■ Information shown
==============================
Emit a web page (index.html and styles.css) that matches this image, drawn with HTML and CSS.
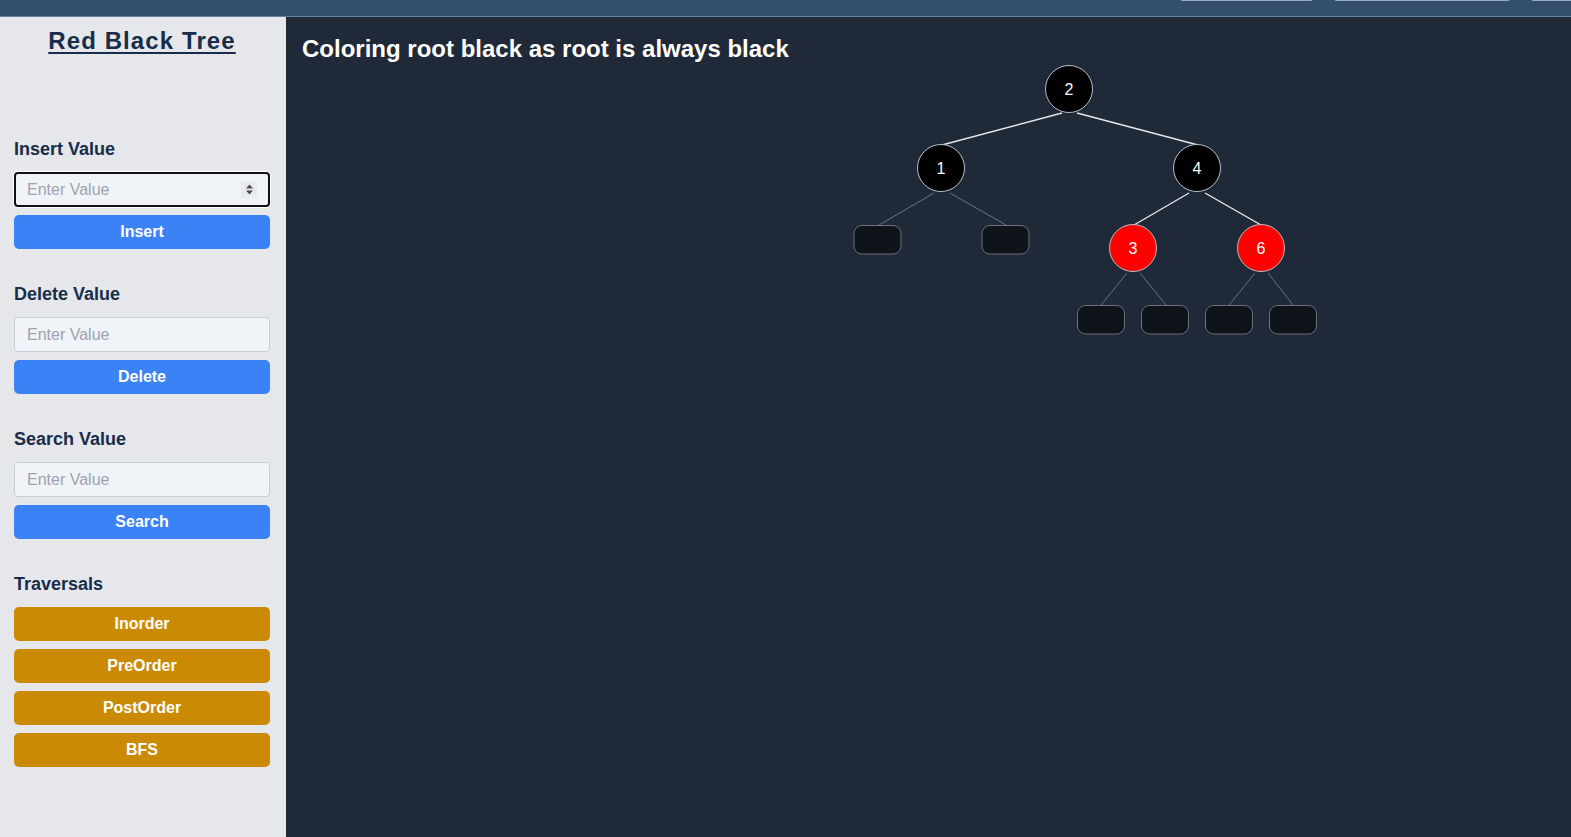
FILE: index.html
```html
<!DOCTYPE html>
<html>
<head>
<meta charset="utf-8">
<link rel="stylesheet" href="styles.css">
</head>
<body>
<header class="topbar">
  <div class="peek peek-a"></div>
  <div class="peek peek-b"></div>
  <div class="peek peek-c"></div>
</header>
<div class="layout">
  <aside class="sidebar">
    <h1 class="title">Red Black Tree</h1>
    <section class="group first">
      <h2 class="label">Insert Value</h2>
      <div class="field focused">
        <input class="input" type="text" placeholder="Enter Value">
        <span class="spin"><svg width="9" height="13" viewBox="0 0 9 13"><path d="M1 5.5 L4.5 1.5 L8 5.5 Z M1 7.5 L4.5 11.5 L8 7.5 Z" fill="#4a4a4a"/></svg></span>
      </div>
      <button class="btn blue">Insert</button>
    </section>
    <section class="group">
      <h2 class="label">Delete Value</h2>
      <div class="field"><input class="input" type="text" placeholder="Enter Value"></div>
      <button class="btn blue">Delete</button>
    </section>
    <section class="group">
      <h2 class="label">Search Value</h2>
      <div class="field"><input class="input" type="text" placeholder="Enter Value"></div>
      <button class="btn blue">Search</button>
    </section>
    <section class="group">
      <h2 class="label">Traversals</h2>
      <button class="btn gold">Inorder</button>
      <button class="btn gold">PreOrder</button>
      <button class="btn gold">PostOrder</button>
      <button class="btn gold">BFS</button>
    </section>
  </aside>
  <main class="canvas">
    <h2 class="message">Coloring root black as root is always black</h2>
    <svg class="tree" viewBox="284 17 1285 820" width="1285" height="820">
      <g class="edge-real">
        <line x1="1060" y1="113" x2="940" y2="145"/>
        <line x1="1075" y1="113" x2="1196" y2="145"/>
        <line x1="1187" y1="193" x2="1132" y2="225"/>
        <line x1="1203" y1="193" x2="1259" y2="225"/>
      </g>
      <g class="edge-nil">
        <line x1="932" y1="193" x2="877" y2="225"/>
        <line x1="948" y1="193" x2="1004" y2="225"/>
        <line x1="1125" y1="273" x2="1099" y2="305"/>
        <line x1="1138" y1="273" x2="1164" y2="305"/>
        <line x1="1253" y1="273" x2="1227" y2="305"/>
        <line x1="1266" y1="273" x2="1291" y2="305"/>
      </g>
      <g class="nil">
        <rect x="852" y="225.5" width="47" height="28.5" rx="8"/>
        <rect x="980" y="225.5" width="47" height="28.5" rx="8"/>
        <rect x="1075.5" y="305.5" width="47" height="28.5" rx="8"/>
        <rect x="1139.5" y="305.5" width="47" height="28.5" rx="8"/>
        <rect x="1203.5" y="305.5" width="47" height="28.5" rx="8"/>
        <rect x="1267.5" y="305.5" width="47" height="28.5" rx="8"/>
      </g>
      <g class="node black"><circle cx="1067" cy="89" r="23.5"/><text x="1067" y="89">2</text></g>
      <g class="node black"><circle cx="939" cy="168" r="23.5"/><text x="939" y="168">1</text></g>
      <g class="node black"><circle cx="1195" cy="168" r="23.5"/><text x="1195" y="168">4</text></g>
      <g class="node red"><circle cx="1131" cy="248" r="23.5"/><text x="1131" y="248">3</text></g>
      <g class="node red"><circle cx="1259" cy="248" r="23.5"/><text x="1259" y="248">6</text></g>
    </svg>
  </main>
</div>
</body>
</html>
```

FILE: styles.css
```css
* { box-sizing: border-box; }
html, body { margin: 0; padding: 0; height: 100%; }
body {
  font-family: "Liberation Sans", Arial, sans-serif;
  background: #1f2937;
  overflow: hidden;
}
.topbar {
  height: 17px;
  background: #334f6b;
  border-bottom: 1px solid #6585a6;
  display: flex;
  justify-content: flex-end;
  gap: 21px;
}
.peek {
  height: 30px;
  margin-top: -29px;
  background: #e8f0fc;
  border: 1px solid #9aa9bb;
  border-top: none;
  border-radius: 0 0 3px 3px;
}
.peek-a { width: 133px; }
.peek-b { width: 176px; }
.peek-c { width: 40px; border-right: none; border-radius: 0 0 0 3px; }
.layout {
  display: flex;
  height: calc(100% - 17px);
}
.sidebar {
  width: 286px;
  flex: none;
  background: #e5e7eb;
  padding: 10px 16px 0 14px;
  display: flex;
  flex-direction: column;
}
.title {
  margin: 0;
  text-align: center;
  font-size: 24px;
  line-height: 28px;
  font-weight: bold;
  letter-spacing: 1.1px;
  color: #172d4a;
  text-decoration: underline;
  text-decoration-thickness: 2px;
  text-underline-offset: 3px;
}
.group { display: flex; flex-direction: column; margin-top: 31px; }
.group.first { margin-top: 80px; }
.label {
  margin: 0 0 9px;
  font-size: 18px;
  line-height: 28px;
  font-weight: bold;
  color: #172d4a;
}
.field {
  position: relative;
  height: 35px;
  border: 1px solid #c3cfdd;
  border-radius: 4px;
  background: #f0f3f8;
}
.field.focused {
  border: 2px solid #111;
  box-shadow: 0 0 0 1px #fff;
}
.input {
  width: 100%;
  height: 100%;
  border: none;
  background: transparent;
  padding: 0 12px;
  font-family: "Liberation Sans", Arial, sans-serif;
  font-size: 16px;
  color: #111;
  outline: none;
}
.focused .input { padding-left: 11px; }
.input::placeholder { color: #9ca3af; }
.spin {
  position: absolute;
  right: 11px;
  top: 7px;
  width: 16px;
  height: 17px;
  background: #e9ebee;
  display: flex;
  align-items: center;
  justify-content: center;
}
.btn {
  margin-top: 8px;
  height: 34px;
  border: none;
  border-radius: 5px;
  color: #fff;
  font-family: "Liberation Sans", Arial, sans-serif;
  font-size: 16px;
  font-weight: bold;
  padding: 0;
}
.blue { background: #3b82f6; }
.gold { background: #ca8a04; }
.label + .btn { margin-top: 0; }
.canvas {
  position: relative;
  flex: 1;
  background: #1f2937;
  padding: 16px 16px;
}
.message {
  margin: 0;
  font-size: 24px;
  line-height: 32px;
  font-weight: bold;
  color: #fff;
}
.tree {
  position: absolute;
  left: 0;
  top: 0;
}
.edge-real line { stroke: #e5e7eb; stroke-width: 1.4; }
.edge-nil line { stroke: #6b7280; stroke-width: 1; }
.nil rect { fill: #0f141b; stroke: #6b7280; stroke-width: 1; }
.node circle { stroke: #b8bfc9; stroke-width: 1; }
.node.black circle { fill: #000; }
.node.red circle { fill: #ff0000; }
.node text {
  fill: #fff;
  font-family: "Liberation Sans", Arial, sans-serif;
  font-size: 16px;
  text-anchor: middle;
  dominant-baseline: central;
}
```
==============================
■ What is asked
Repeat the material above word for word, please, apart from its images.

■ Solution for this problem
Emit a web page (index.html and styles.css) that matches this image, drawn with HTML and CSS.
FILE: index.html
```html
<!DOCTYPE html>
<html>
<head>
<meta charset="utf-8">
<link rel="stylesheet" href="styles.css">
</head>
<body>
<header class="topbar">
  <div class="peek peek-a"></div>
  <div class="peek peek-b"></div>
  <div class="peek peek-c"></div>
</header>
<div class="layout">
  <aside class="sidebar">
    <h1 class="title">Red Black Tree</h1>
    <section class="group first">
      <h2 class="label">Insert Value</h2>
      <div class="field focused">
        <input class="input" type="text" placeholder="Enter Value">
        <span class="spin"><svg width="9" height="13" viewBox="0 0 9 13"><path d="M1 5.5 L4.5 1.5 L8 5.5 Z M1 7.5 L4.5 11.5 L8 7.5 Z" fill="#4a4a4a"/></svg></span>
      </div>
      <button class="btn blue">Insert</button>
    </section>
    <section class="group">
      <h2 class="label">Delete Value</h2>
      <div class="field"><input class="input" type="text" placeholder="Enter Value"></div>
      <button class="btn blue">Delete</button>
    </section>
    <section class="group">
      <h2 class="label">Search Value</h2>
      <div class="field"><input class="input" type="text" placeholder="Enter Value"></div>
      <button class="btn blue">Search</button>
    </section>
    <section class="group">
      <h2 class="label">Traversals</h2>
      <button class="btn gold">Inorder</button>
      <button class="btn gold">PreOrder</button>
      <button class="btn gold">PostOrder</button>
      <button class="btn gold">BFS</button>
    </section>
  </aside>
  <main class="canvas">
    <h2 class="message">Coloring root black as root is always black</h2>
    <svg class="tree" viewBox="284 17 1285 820" width="1285" height="820">
      <g class="edge-real">
        <line x1="1060" y1="113" x2="940" y2="145"/>
        <line x1="1075" y1="113" x2="1196" y2="145"/>
        <line x1="1187" y1="193" x2="1132" y2="225"/>
        <line x1="1203" y1="193" x2="1259" y2="225"/>
      </g>
      <g class="edge-nil">
        <line x1="932" y1="193" x2="877" y2="225"/>
        <line x1="948" y1="193" x2="1004" y2="225"/>
        <line x1="1125" y1="273" x2="1099" y2="305"/>
        <line x1="1138" y1="273" x2="1164" y2="305"/>
        <line x1="1253" y1="273" x2="1227" y2="305"/>
        <line x1="1266" y1="273" x2="1291" y2="305"/>
      </g>
      <g class="nil">
        <rect x="852" y="225.5" width="47" height="28.5" rx="8"/>
        <rect x="980" y="225.5" width="47" height="28.5" rx="8"/>
        <rect x="1075.5" y="305.5" width="47" height="28.5" rx="8"/>
        <rect x="1139.5" y="305.5" width="47" height="28.5" rx="8"/>
        <rect x="1203.5" y="305.5" width="47" height="28.5" rx="8"/>
        <rect x="1267.5" y="305.5" width="47" height="28.5" rx="8"/>
      </g>
      <g class="node black"><circle cx="1067" cy="89" r="23.5"/><text x="1067" y="89">2</text></g>
      <g class="node black"><circle cx="939" cy="168" r="23.5"/><text x="939" y="168">1</text></g>
      <g class="node black"><circle cx="1195" cy="168" r="23.5"/><text x="1195" y="168">4</text></g>
      <g class="node red"><circle cx="1131" cy="248" r="23.5"/><text x="1131" y="248">3</text></g>
      <g class="node red"><circle cx="1259" cy="248" r="23.5"/><text x="1259" y="248">6</text></g>
    </svg>
  </main>
</div>
</body>
</html>
```

FILE: styles.css
```css
* { box-sizing: border-box; }
html, body { margin: 0; padding: 0; height: 100%; }
body {
  font-family: "Liberation Sans", Arial, sans-serif;
  background: #1f2937;
  overflow: hidden;
}
.topbar {
  height: 17px;
  background: #334f6b;
  border-bottom: 1px solid #6585a6;
  display: flex;
  justify-content: flex-end;
  gap: 21px;
}
.peek {
  height: 30px;
  margin-top: -29px;
  background: #e8f0fc;
  border: 1px solid #9aa9bb;
  border-top: none;
  border-radius: 0 0 3px 3px;
}
.peek-a { width: 133px; }
.peek-b { width: 176px; }
.peek-c { width: 40px; border-right: none; border-radius: 0 0 0 3px; }
.layout {
  display: flex;
  height: calc(100% - 17px);
}
.sidebar {
  width: 286px;
  flex: none;
  background: #e5e7eb;
  padding: 10px 16px 0 14px;
  display: flex;
  flex-direction: column;
}
.title {
  margin: 0;
  text-align: center;
  font-size: 24px;
  line-height: 28px;
  font-weight: bold;
  letter-spacing: 1.1px;
  color: #172d4a;
  text-decoration: underline;
  text-decoration-thickness: 2px;
  text-underline-offset: 3px;
}
.group { display: flex; flex-direction: column; margin-top: 31px; }
.group.first { margin-top: 80px; }
.label {
  margin: 0 0 9px;
  font-size: 18px;
  line-height: 28px;
  font-weight: bold;
  color: #172d4a;
}
.field {
  position: relative;
  height: 35px;
  border: 1px solid #c3cfdd;
  border-radius: 4px;
  background: #f0f3f8;
}
.field.focused {
  border: 2px solid #111;
  box-shadow: 0 0 0 1px #fff;
}
.input {
  width: 100%;
  height: 100%;
  border: none;
  background: transparent;
  padding: 0 12px;
  font-family: "Liberation Sans", Arial, sans-serif;
  font-size: 16px;
  color: #111;
  outline: none;
}
.focused .input { padding-left: 11px; }
.input::placeholder { color: #9ca3af; }
.spin {
  position: absolute;
  right: 11px;
  top: 7px;
  width: 16px;
  height: 17px;
  background: #e9ebee;
  display: flex;
  align-items: center;
  justify-content: center;
}
.btn {
  margin-top: 8px;
  height: 34px;
  border: none;
  border-radius: 5px;
  color: #fff;
  font-family: "Liberation Sans", Arial, sans-serif;
  font-size: 16px;
  font-weight: bold;
  padding: 0;
}
.blue { background: #3b82f6; }
.gold { background: #ca8a04; }
.label + .btn { margin-top: 0; }
.canvas {
  position: relative;
  flex: 1;
  background: #1f2937;
  padding: 16px 16px;
}
.message {
  margin: 0;
  font-size: 24px;
  line-height: 32px;
  font-weight: bold;
  color: #fff;
}
.tree {
  position: absolute;
  left: 0;
  top: 0;
}
.edge-real line { stroke: #e5e7eb; stroke-width: 1.4; }
.edge-nil line { stroke: #6b7280; stroke-width: 1; }
.nil rect { fill: #0f141b; stroke: #6b7280; stroke-width: 1; }
.node circle { stroke: #b8bfc9; stroke-width: 1; }
.node.black circle { fill: #000; }
.node.red circle { fill: #ff0000; }
.node text {
  fill: #fff;
  font-family: "Liberation Sans", Arial, sans-serif;
  font-size: 16px;
  text-anchor: middle;
  dominant-baseline: central;
}
```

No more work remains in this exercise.